+++ STORED DATA

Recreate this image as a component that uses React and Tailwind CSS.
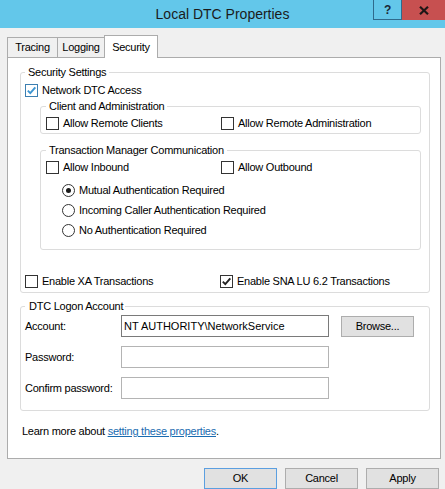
import React from 'react';

const Box = ({ checked, accent }) => (
    <span
        className={`flex w-[13px] h-[13px] shrink-0 items-center justify-center bg-white border ${accent ? 'border-[#3c7fb1]' : 'border-[#333333]'}`}
    >
        {checked && (
            <svg width="11" height="11" viewBox="0 0 11 11">
                <path d="M1.8 5.6 L4.3 8.1 L9.3 2.4" fill="none" stroke={accent ? '#3d95d1' : '#222222'} strokeWidth="1.9" />
            </svg>
        )}
    </span>
);

const Check = ({ label, checked, accent }) => (
    <div className="flex items-center gap-[4px] h-[13px] leading-[13px]">
        <Box checked={checked} accent={accent} />
        <span className="whitespace-nowrap">{label}</span>
    </div>
);

const Radio = ({ label, selected }) => (
    <div className="flex items-center gap-[4px] h-[20px]">
        <span className="flex w-[13px] h-[13px] items-center justify-center rounded-full border border-[#333333] bg-white">
            {selected && <span className="w-[5px] h-[5px] rounded-full bg-[#1a1a1a]"></span>}
        </span>
        <span className="whitespace-nowrap">{label}</span>
    </div>
);

const Input = ({ value, dark }) => (
    <div className={`w-[208px] h-[22px] bg-white border ${dark ? 'border-[#7a7a7a]' : 'border-[#b4b4b4]'} flex items-center pl-[2px] tracking-normal whitespace-nowrap`}>
        {value}
    </div>
);

const Button = ({ children, primary, className = '' }) => (
    <div className={`w-[73px] h-[21px] flex items-center justify-center bg-[#e1e1e1] border ${primary ? 'border-[#5b9fe0]' : 'border-[#adadad]'} ${className}`}>
        {children}
    </div>
);

export default function App() {
    return (
        <div className="w-[445px] h-[489px] bg-[#f0f0f0] overflow-hidden font-['Liberation_Sans',Arial,sans-serif] text-[11px] tracking-[-0.25px] text-black">
            {/* title bar */}
            <div className="relative h-[28px] bg-[#63c7ea] flex items-center justify-center">
                <span className="text-[14px] tracking-normal text-[#1b1b1b]">Local DTC Properties</span>
                <div className="absolute top-0 right-0 flex h-[20px]">
                    <div className="w-[29px] h-[20px] border border-t-0 border-[#2f6a8c] flex items-center justify-center font-bold text-[12px] text-[#1a2735]">?</div>
                    <div className="w-[43px] h-[20px] bg-[#c75050] flex items-center justify-center">
                        <svg width="10" height="9" viewBox="0 0 10 9">
                            <path d="M1 0.8 L9 8.2 M9 0.8 L1 8.2" stroke="#1f1616" strokeWidth="2.2" />
                        </svg>
                    </div>
                </div>
            </div>

            {/* tabs */}
            <div className="mt-[7px] pl-[7px] flex items-end h-[22px]">
                <div className="w-[51px] h-[20px] border border-b-0 border-[#acacac] flex items-center justify-center">Tracing</div>
                <div className="w-[47px] h-[20px] border border-l-0 border-b-0 border-[#acacac] flex items-center justify-center">Logging</div>
                <div className="relative z-10 -ml-px -mb-px w-[54px] h-[23px] border border-b-0 border-[#acacac] bg-white flex items-center justify-center">Security</div>
            </div>

            {/* panel */}
            <div className="ml-[7px] w-[434px] h-[402px] border border-[#acacac] bg-white">
                <fieldset className="ml-[12px] mt-[7px] w-[410px] border border-[#dcdcdc] rounded-[3px] pl-[4px] pb-[4px]">
                    <legend className="px-[3px] leading-[14px]">Security Settings</legend>
                    <div className="mt-[5px]">
                        <Check label="Network DTC Access" checked accent />
                    </div>

                    <fieldset className="ml-[15px] mt-[2px] w-[381px] border border-[#dcdcdc] rounded-[3px] pl-[5px] pb-[3px]">
                        <legend className="px-[3px] leading-[14px]">Client and Administration</legend>
                        <div className="mt-[4px] flex">
                            <div className="w-[175px]"><Check label="Allow Remote Clients" /></div>
                            <Check label="Allow Remote Administration" />
                        </div>
                    </fieldset>

                    <fieldset className="ml-[15px] mt-[9px] w-[381px] border border-[#dcdcdc] rounded-[3px] pl-[5px] pb-[9px]">
                        <legend className="px-[3px] leading-[14px]">Transaction Manager Communication</legend>
                        <div className="mt-[4px] flex">
                            <div className="w-[175px]"><Check label="Allow Inbound" /></div>
                            <Check label="Allow Outbound" />
                        </div>
                        <div className="mt-[6px] ml-[16px]">
                            <Radio label="Mutual Authentication Required" selected />
                            <Radio label="Incoming Caller Authentication Required" />
                            <Radio label="No Authentication Required" />
                        </div>
                    </fieldset>

                    <div className="mt-[25px] flex">
                        <div className="w-[195px]"><Check label="Enable XA Transactions" /></div>
                        <Check label="Enable SNA LU 6.2 Transactions" checked />
                    </div>
                </fieldset>

                <fieldset className="ml-[12px] mt-[6px] w-[410px] border border-[#dcdcdc] rounded-[3px] pl-[4px] pb-[11px]">
                    <legend className="pl-[4px] pr-[2px] leading-[14px]">DTC Logon Account</legend>
                    <div className="mt-[2px] flex items-start">
                        <div className="w-[96px] h-[22px] flex items-center">Account:</div>
                        <Input value="NT AUTHORITY\NetworkService" dark />
                        <Button className="ml-[12px] mt-px">Browse...</Button>
                    </div>
                    <div className="mt-[9px] flex">
                        <div className="w-[96px] h-[22px] flex items-center">Password:</div>
                        <Input />
                    </div>
                    <div className="mt-[9px] flex">
                        <div className="w-[96px] h-[22px] flex items-center">Confirm password:</div>
                        <Input />
                    </div>
                </fieldset>

                <p className="ml-[14px] mt-[13px] leading-[14px]">
                    Learn more about <span className="text-[#1a6bb0] underline">setting these properties</span>.
                </p>
            </div>

            {/* dialog buttons */}
            <div className="mt-[9px] pr-[6px] flex justify-end gap-[8px]">
                <Button primary>OK</Button>
                <Button>Cancel</Button>
                <Button>Apply</Button>
            </div>
        </div>
    );
}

++++++

The material above must be printed exactly, with its pictures left out.

◆ THE COMPLETED TASK ◆
Recreate this image as a component that uses React and Tailwind CSS.
import React from 'react';

const Box = ({ checked, accent }) => (
    <span
        className={`flex w-[13px] h-[13px] shrink-0 items-center justify-center bg-white border ${accent ? 'border-[#3c7fb1]' : 'border-[#333333]'}`}
    >
        {checked && (
            <svg width="11" height="11" viewBox="0 0 11 11">
                <path d="M1.8 5.6 L4.3 8.1 L9.3 2.4" fill="none" stroke={accent ? '#3d95d1' : '#222222'} strokeWidth="1.9" />
            </svg>
        )}
    </span>
);

const Check = ({ label, checked, accent }) => (
    <div className="flex items-center gap-[4px] h-[13px] leading-[13px]">
        <Box checked={checked} accent={accent} />
        <span className="whitespace-nowrap">{label}</span>
    </div>
);

const Radio = ({ label, selected }) => (
    <div className="flex items-center gap-[4px] h-[20px]">
        <span className="flex w-[13px] h-[13px] items-center justify-center rounded-full border border-[#333333] bg-white">
            {selected && <span className="w-[5px] h-[5px] rounded-full bg-[#1a1a1a]"></span>}
        </span>
        <span className="whitespace-nowrap">{label}</span>
    </div>
);

const Input = ({ value, dark }) => (
    <div className={`w-[208px] h-[22px] bg-white border ${dark ? 'border-[#7a7a7a]' : 'border-[#b4b4b4]'} flex items-center pl-[2px] tracking-normal whitespace-nowrap`}>
        {value}
    </div>
);

const Button = ({ children, primary, className = '' }) => (
    <div className={`w-[73px] h-[21px] flex items-center justify-center bg-[#e1e1e1] border ${primary ? 'border-[#5b9fe0]' : 'border-[#adadad]'} ${className}`}>
        {children}
    </div>
);

export default function App() {
    return (
        <div className="w-[445px] h-[489px] bg-[#f0f0f0] overflow-hidden font-['Liberation_Sans',Arial,sans-serif] text-[11px] tracking-[-0.25px] text-black">
            {/* title bar */}
            <div className="relative h-[28px] bg-[#63c7ea] flex items-center justify-center">
                <span className="text-[14px] tracking-normal text-[#1b1b1b]">Local DTC Properties</span>
                <div className="absolute top-0 right-0 flex h-[20px]">
                    <div className="w-[29px] h-[20px] border border-t-0 border-[#2f6a8c] flex items-center justify-center font-bold text-[12px] text-[#1a2735]">?</div>
                    <div className="w-[43px] h-[20px] bg-[#c75050] flex items-center justify-center">
                        <svg width="10" height="9" viewBox="0 0 10 9">
                            <path d="M1 0.8 L9 8.2 M9 0.8 L1 8.2" stroke="#1f1616" strokeWidth="2.2" />
                        </svg>
                    </div>
                </div>
            </div>

            {/* tabs */}
            <div className="mt-[7px] pl-[7px] flex items-end h-[22px]">
                <div className="w-[51px] h-[20px] border border-b-0 border-[#acacac] flex items-center justify-center">Tracing</div>
                <div className="w-[47px] h-[20px] border border-l-0 border-b-0 border-[#acacac] flex items-center justify-center">Logging</div>
                <div className="relative z-10 -ml-px -mb-px w-[54px] h-[23px] border border-b-0 border-[#acacac] bg-white flex items-center justify-center">Security</div>
            </div>

            {/* panel */}
            <div className="ml-[7px] w-[434px] h-[402px] border border-[#acacac] bg-white">
                <fieldset className="ml-[12px] mt-[7px] w-[410px] border border-[#dcdcdc] rounded-[3px] pl-[4px] pb-[4px]">
                    <legend className="px-[3px] leading-[14px]">Security Settings</legend>
                    <div className="mt-[5px]">
                        <Check label="Network DTC Access" checked accent />
                    </div>

                    <fieldset className="ml-[15px] mt-[2px] w-[381px] border border-[#dcdcdc] rounded-[3px] pl-[5px] pb-[3px]">
                        <legend className="px-[3px] leading-[14px]">Client and Administration</legend>
                        <div className="mt-[4px] flex">
                            <div className="w-[175px]"><Check label="Allow Remote Clients" /></div>
                            <Check label="Allow Remote Administration" />
                        </div>
                    </fieldset>

                    <fieldset className="ml-[15px] mt-[9px] w-[381px] border border-[#dcdcdc] rounded-[3px] pl-[5px] pb-[9px]">
                        <legend className="px-[3px] leading-[14px]">Transaction Manager Communication</legend>
                        <div className="mt-[4px] flex">
                            <div className="w-[175px]"><Check label="Allow Inbound" /></div>
                            <Check label="Allow Outbound" />
                        </div>
                        <div className="mt-[6px] ml-[16px]">
                            <Radio label="Mutual Authentication Required" selected />
                            <Radio label="Incoming Caller Authentication Required" />
                            <Radio label="No Authentication Required" />
                        </div>
                    </fieldset>

                    <div className="mt-[25px] flex">
                        <div className="w-[195px]"><Check label="Enable XA Transactions" /></div>
                        <Check label="Enable SNA LU 6.2 Transactions" checked />
                    </div>
                </fieldset>

                <fieldset className="ml-[12px] mt-[6px] w-[410px] border border-[#dcdcdc] rounded-[3px] pl-[4px] pb-[11px]">
                    <legend className="pl-[4px] pr-[2px] leading-[14px]">DTC Logon Account</legend>
                    <div className="mt-[2px] flex items-start">
                        <div className="w-[96px] h-[22px] flex items-center">Account:</div>
                        <Input value="NT AUTHORITY\NetworkService" dark />
                        <Button className="ml-[12px] mt-px">Browse...</Button>
                    </div>
                    <div className="mt-[9px] flex">
                        <div className="w-[96px] h-[22px] flex items-center">Password:</div>
                        <Input />
                    </div>
                    <div className="mt-[9px] flex">
                        <div className="w-[96px] h-[22px] flex items-center">Confirm password:</div>
                        <Input />
                    </div>
                </fieldset>

                <p className="ml-[14px] mt-[13px] leading-[14px]">
                    Learn more about <span className="text-[#1a6bb0] underline">setting these properties</span>.
                </p>
            </div>

            {/* dialog buttons */}
            <div className="mt-[9px] pr-[6px] flex justify-end gap-[8px]">
                <Button primary>OK</Button>
                <Button>Cancel</Button>
                <Button>Apply</Button>
            </div>
        </div>
    );
}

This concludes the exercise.